The risks include the prospect that the assets have been sold, subject to prior execution, encumbered by a secured loan or subject to bankruptcy. To reduce these risks, businesses utilize security and performance arrangements.
One of the most common protections for a seller is to obtain a security interest in collateral owned by the buyer. Under this arrangement, the seller provides to the buyer value in the form of loan proceeds, goods or services in exchange for retaining as security tangible or intangible property owned by the buyer. If the seller wants to protect its security interest in the collateral against competing third parties, it must perfect its status by taking possession of the collateral or filing a financing statement.
If secured, a seller may use self-help repossession or a writ of replevin. Once the seller possesses the collateral, it may hold a foreclosure sale and go after the buyer for any deficiency.
A special type of security interest that generally provides a seller a security interest ahead of any that would otherwise be entitled to priority is a purchase money security interest or PMSI. Under a PMSI, a seller is given a security interest either in collateral it has provided to the buyer or that the buyer acquired by the use loan proceeds given by the seller.
A PMSI may not be granted in intangible property, except in software acquired by the buyer for the principal purpose of running the software on hardware in which the seller has a PMSI or with the acquisition of the related hardware. Although the law governing PMSIs in goods has been recently revised enabling PMSI debt to be secured by additional non-PMSI collateral, and PMSI collateral to secure non-PMSI debt, a seller must follow statutory filing, notice and delivery requirements to obtain PMSI status.

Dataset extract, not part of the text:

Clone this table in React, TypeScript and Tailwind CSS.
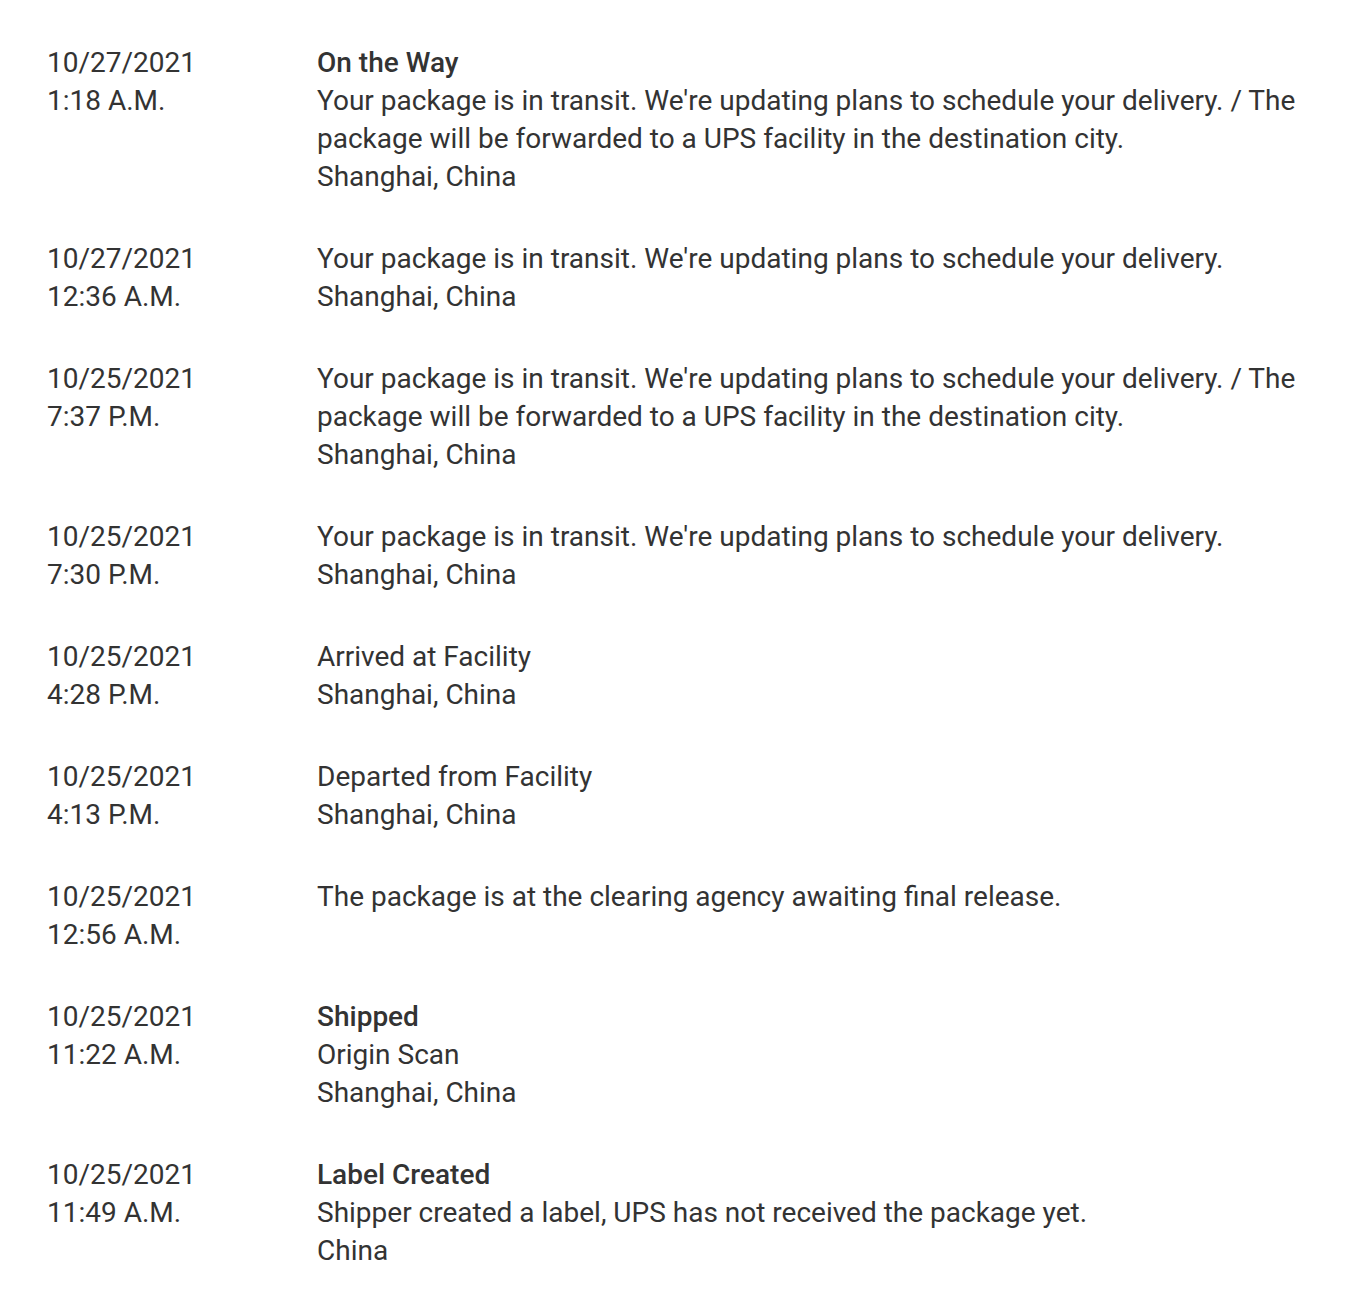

Also, PMSIs are susceptible to very complicated rules governing sales proceeds and competing PMSIs.
As an alternative, some inventory suppliers deliver goods to a sales representative on consignment, whereby the rep takes possession but not title to the goods. To obtain consignment status, a supplier must comply with filing, notice and signage laws.
Although a consignor may have protected its title to the goods, it still must put in place protections to reduce payment risk. Whether utilizing consignment or a security interest arrangement, a seller should conduct a lien search of the buyer.
Letters of credit
Rather than rely on the credit of a buyer, a seller may rely on the credit of a third-party guarantor or an issuing bank. Under a letter of credit transaction, a buyer directs its bank to pay the sales price of goods or services upon the seller’s timely presentation to the bank of documents specified in the letter of credit.
Documents normally include the seller’s invoice, bill of lading, a draft ordering the bank to pay the seller, packing list, insurance certificate and inspection certificate. The letter of credit entitles the seller to prompt payment by the issuing bank despite the existence of a dispute or claim by the buyer in the underlying transaction.
Unlike a guaranty, with which the guarantor may raise all the defenses of the buyer, the issuing bank may not raise those defenses.
Another form of letter of credit used to provide payment in lieu of the performance of nonmonetary obligations is a standby letter of credit — the issuing bank is merely ”standing by,” just in case the underlying transaction is not performed by the obligor.
For example, if the underlying obligation is a loan, the issuing bank would pay the lender upon presentation of a draft or demand for payment and a document certifying the borrower is in default under the loan, as well as assure the payment of monetary obligations.
Letters of credit are not perfect. Along with increasing transaction costs, they may be subject to economic and political risks that include issuer solvency and reputation (accustomed to issuing letters of credit), payment location (governmental restrictions or war zones) and the timeline to produce the letter of credit documents. Pat Flynn ([email protected]) is an attorney at Arter & Hadden LLP and a member of the firm’s E-Group where he focuses his practice on corporate, finance and securities matters. The E-Group is a multidisciplinary group of attorneys who focus their practice on entrepreneurial, emerging growth, Internet and e-commerce companies. Flynn can be reached at (216) 696-5696. For additional information about the E-Group and to read SBN ”Matter of Law” reprints, visit mailto:http://www.arterhadden.com/egroup.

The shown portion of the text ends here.